Of course, the Bengals are more vertical in their route designs than the Patriots, especially now that wideouts Marvin Jones and Mohamed Sanu are showing rapid improvement. And just because the Dolphins have better pass-rushers than the Jets doesn’t mean the Bengals will completely eschew the deep ball. Offensive coordinator Jay Gruden may believe that his big, fundamentally sound front five can handle this pass rush. Especially given that the most dangerous rusher, Cameron Wake, is still working his way back from a knee injury. Wake has lately been a shell of his usual self.
For the past several weeks, Miami’s front seven has been stingy against the run for three quarters, only to wear down late in the fourth. (This was a problem down the stretch last season, as well.) Given that it’s a short week, don’t be surprised if the Bengals stubbornly commit to the ground game early on in hopes of reaping rewards later.
Dolphins offense vs. Bengals defense
The loss of slot man Brandon Gibson really hurts Miami. This is an offense that prefers to spread out and, aside from Brian Hartline, is now devoid of any viable inside receiving threats. When things usually get this tough, a team would typically lean on the wide receiver it just signed for $30 million guaranteed. However, Mike Wallace has been nothing close to a true No. 1 this year. He doesn’t make contested catches, his route tree is limited and his rapport with Ryan Tannehill is undeveloped. Last week, based on matchup assignments, Hartline seemed to be the guy whom New England considered Miami’s top receiver.

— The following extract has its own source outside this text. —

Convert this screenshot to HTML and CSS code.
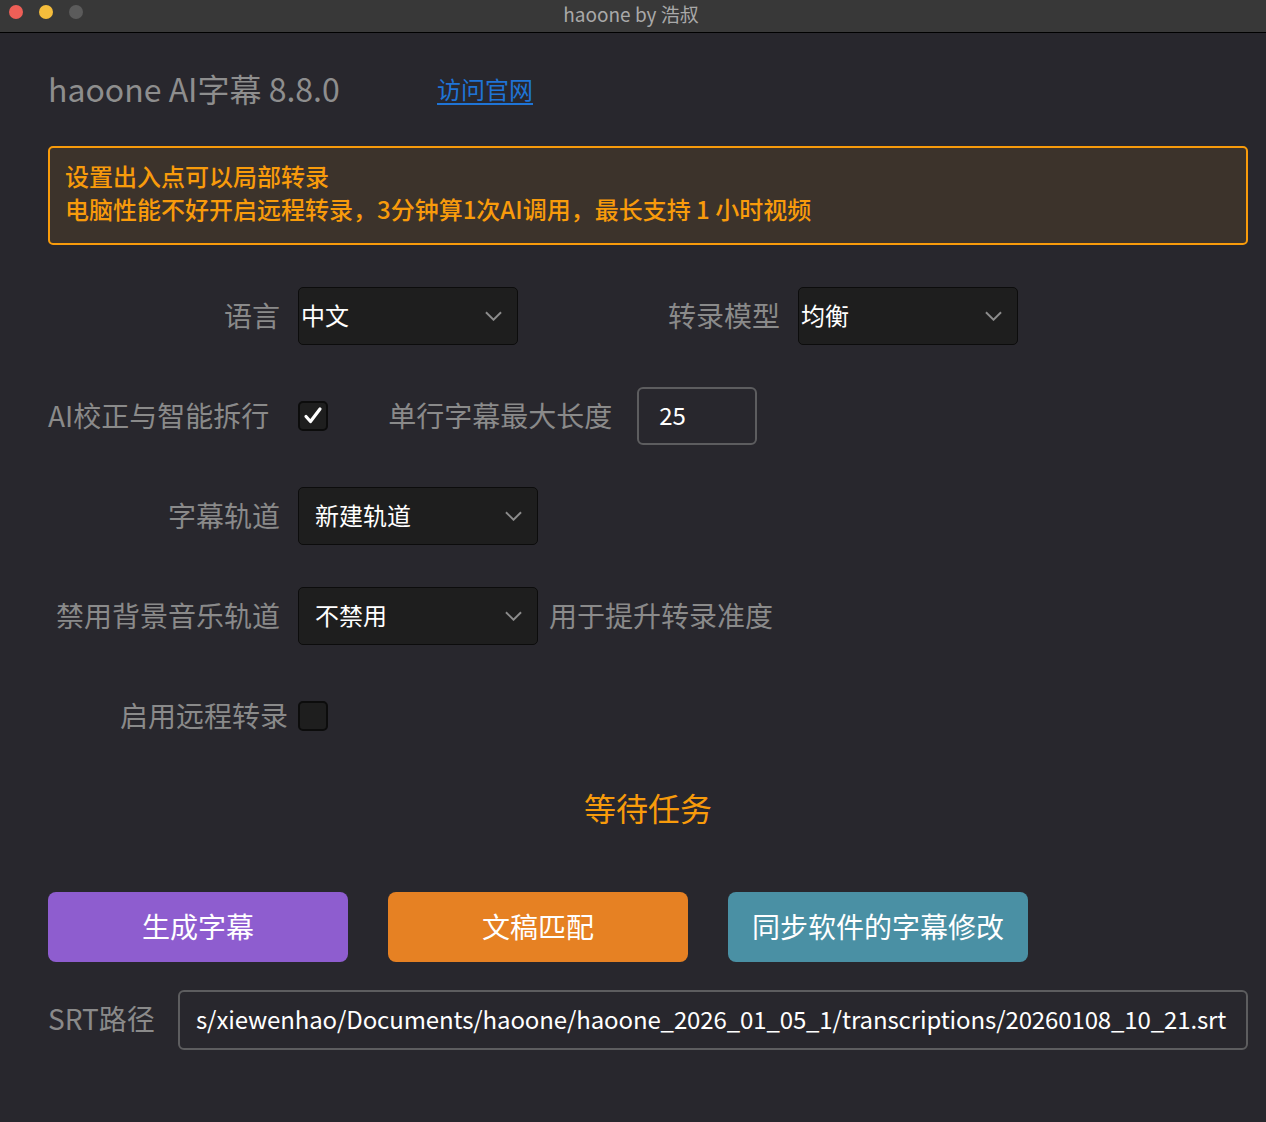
FILE: index.html
```html
<!DOCTYPE html>
<html>

<head>
	<meta charset="UTF-8">
	<title>haoone by 浩叔</title>
	<link rel="stylesheet" href="styles.css">
</head>

<body>
	<div class="title-bar">
		<div class="lights">
			<span class="light red"></span>
			<span class="light yellow"></span>
			<span class="light gray"></span>
		</div>
		<span class="title-text">haoone by 浩叔</span>
	</div>

	<div class="panel">
		<div class="header">
			<span class="app-name">haoone AI字幕 8.8.0</span>
			<a class="site-link" href="#">访问官网</a>
		</div>

		<div class="notice">
			<div>设置出入点可以局部转录</div>
			<div>电脑性能不好开启远程转录，3分钟算1次AI调用，最长支持 1 小时视频</div>
		</div>

		<div class="row">
			<span class="label">语言</span>
			<div class="select tight">
				<span>中文</span>
				<svg viewBox="0 0 18 10"><path d="M1 1l8 8 8-8" /></svg>
			</div>
			<span class="label label-model">转录模型</span>
			<div class="select tight">
				<span>均衡</span>
				<svg viewBox="0 0 18 10"><path d="M1 1l8 8 8-8" /></svg>
			</div>
		</div>

		<div class="row">
			<span class="label-free">AI校正与智能拆行</span>
			<span class="check checked">
				<svg viewBox="0 0 24 24"><path d="M5 12.5l4.5 5L19 5" /></svg>
			</span>
			<span class="label-free label-len">单行字幕最大长度</span>
			<input class="num-input" value="25" />
		</div>

		<div class="row">
			<span class="label">字幕轨道</span>
			<div class="select wide">
				<span>新建轨道</span>
				<svg viewBox="0 0 18 10"><path d="M1 1l8 8 8-8" /></svg>
			</div>
		</div>

		<div class="row">
			<span class="label">禁用背景音乐轨道</span>
			<div class="select wide">
				<span>不禁用</span>
				<svg viewBox="0 0 18 10"><path d="M1 1l8 8 8-8" /></svg>
			</div>
			<span class="hint">用于提升转录准度</span>
		</div>

		<div class="row">
			<span class="label label-remote">启用远程转录</span>
			<span class="check"></span>
		</div>

		<div class="status">等待任务</div>

		<div class="actions">
			<button class="btn btn-purple">生成字幕</button>
			<button class="btn btn-orange">文稿匹配</button>
			<button class="btn btn-teal">同步软件的字幕修改</button>
		</div>

		<div class="srt-row">
			<span class="srt-label">SRT路径</span>
			<input class="srt-input" value="s/xiewenhao/Documents/haoone/haoone_2026_01_05_1/transcriptions/20260108_10_21.srt" />
		</div>
	</div>
</body>

</html>
```

FILE: styles.css
```css
html,
body {
	width: 100%;
	height: 100%;
	margin: 0;
	padding: 0;
	font-family: "Noto Sans CJK SC", "Noto Sans", sans-serif;
	background: #28272d;
	overflow: hidden;
}

.title-bar {
	box-sizing: border-box;
	height: 33px;
	background: #383838;
	border-bottom: 1px solid #000;
	display: flex;
	justify-content: center;
	position: relative;
}

.lights {
	position: absolute;
	left: 9px;
	top: 5px;
	display: flex;
	gap: 16px;
}

.light {
	width: 14px;
	height: 14px;
	border-radius: 50%;
}

.light.red {
	background: #ee5f57;
}

.light.yellow {
	background: #f5bd3c;
}

.light.gray {
	background: #5b5b5b;
}

.title-text {
	color: #a9a9a9;
	font-size: 19px;
	line-height: 28px;
	margin-left: -4px;
}

.panel {
	padding: 0 18px 0 48px;
}

.header {
	height: 113px;
	display: flex;
	align-items: center;
	padding-bottom: 4px;
	box-sizing: border-box;
}

.app-name {
	color: #8e8e8e;
	font-size: 32px;
	width: 389px;
}

.site-link {
	color: #1f74d6;
	font-size: 24px;
	text-decoration: underline;
	text-underline-offset: 4px;
	margin-top: 2px;
}

.notice {
	box-sizing: border-box;
	height: 99px;
	border: 2px solid #f89b0b;
	border-radius: 5px;
	background: #3c332b;
	color: #f89b0b;
	font-size: 24px;
	font-weight: 500;
	line-height: 33px;
	padding: 11px 15px 0;
}

.row {
	height: 58px;
	margin-top: 42px;
	display: flex;
	align-items: center;
	color: #8a8a8a;
	font-size: 28px;
}

.label {
	width: 232px;
	text-align: right;
	margin-right: 18px;
	flex-shrink: 0;
	padding-bottom: 3px;
}

.label-model {
	width: 262px;
}

.label-remote {
	width: 240px;
	margin-right: 10px;
}

.label-free {
	flex-shrink: 0;
	padding-bottom: 3px;
}

.label-len {
	margin-left: 60px;
	margin-right: 25px;
}

.select {
	box-sizing: border-box;
	height: 58px;
	background: #1e1e1e;
	border: 1px solid #0c0c0c;
	border-radius: 5px;
	display: flex;
	align-items: center;
	justify-content: space-between;
	color: #fff;
	font-size: 24px;
	padding: 0 15px 3px 16px;
}

.select.tight {
	width: 220px;
	padding-left: 2px;
}

.select.wide {
	width: 240px;
}

.select svg {
	width: 17px;
	height: 10px;
	fill: none;
	stroke: #8c8c8c;
	stroke-width: 2;
	margin-top: 3px;
}

.hint {
	margin-left: 11px;
	padding-bottom: 3px;
}

.check {
	box-sizing: border-box;
	width: 30px;
	height: 30px;
	background: #1e1e1e;
	border: 2px solid #0c0c0c;
	border-radius: 5px;
	display: flex;
	align-items: center;
	justify-content: center;
	flex-shrink: 0;
}

.row .checked {
	margin-left: 29px;
}

.check svg {
	width: 24px;
	height: 24px;
	fill: none;
	stroke: #fff;
	stroke-width: 3.2;
	stroke-linecap: round;
	stroke-linejoin: round;
}

.num-input {
	box-sizing: border-box;
	width: 120px;
	height: 58px;
	background: transparent;
	border: 2px solid #5d5d5f;
	border-radius: 6px;
	color: #fff;
	font-family: inherit;
	font-size: 24px;
	padding: 0 20px 3px;
	outline: none;
}

.status {
	margin-top: 38px;
	text-align: center;
	color: #f89b0b;
	font-size: 32px;
	line-height: 48px;
}

.actions {
	margin-top: 61px;
	display: flex;
	gap: 40px;
}

.btn {
	width: 300px;
	height: 70px;
	border: none;
	border-radius: 8px;
	color: #fff;
	font-family: inherit;
	font-size: 28px;
	padding-bottom: 4px;
}

.btn-purple {
	background: #8e5dcf;
}

.btn-orange {
	background: #e68123;
}

.btn-teal {
	background: #4a90a4;
}

.srt-row {
	margin-top: 28px;
	display: flex;
	align-items: center;
}

.srt-label {
	width: 130px;
	color: #8a8a8a;
	font-size: 28px;
	padding-bottom: 4px;
}

.srt-input {
	box-sizing: border-box;
	flex: 1;
	height: 60px;
	background: transparent;
	border: 2px solid #5d5d5f;
	border-radius: 6px;
	color: #fff;
	font-family: inherit;
	font-size: 24px;
	letter-spacing: -0.12px;
	padding: 0 16px 3px;
	outline: none;
}
```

Tannehill may not have time to even throw incompletions to Wallace, given his offensive line’s protection woes. Aside from a costly blown assignment on a slot blitz, Bryant McKinnie was actually solid in his Dolphins debut at left tackle last week. And Jonathan Martin looked a little better playing on the other side. But neither was competing against veteran dynamos like Michael Johnson and Carlos Dunlap. And if New England’s blitzes were hard for McKinnie and some of his teammates to figure out, then Cincy’s, with limited prep time, will be impossible.
On the inside, look for the Bengals to do whatever they can to get Geno Atkins one-on-one against right guard John Jerry. Run or pass, that matchup will be a one-sided bloodbath favoring the man in stripes.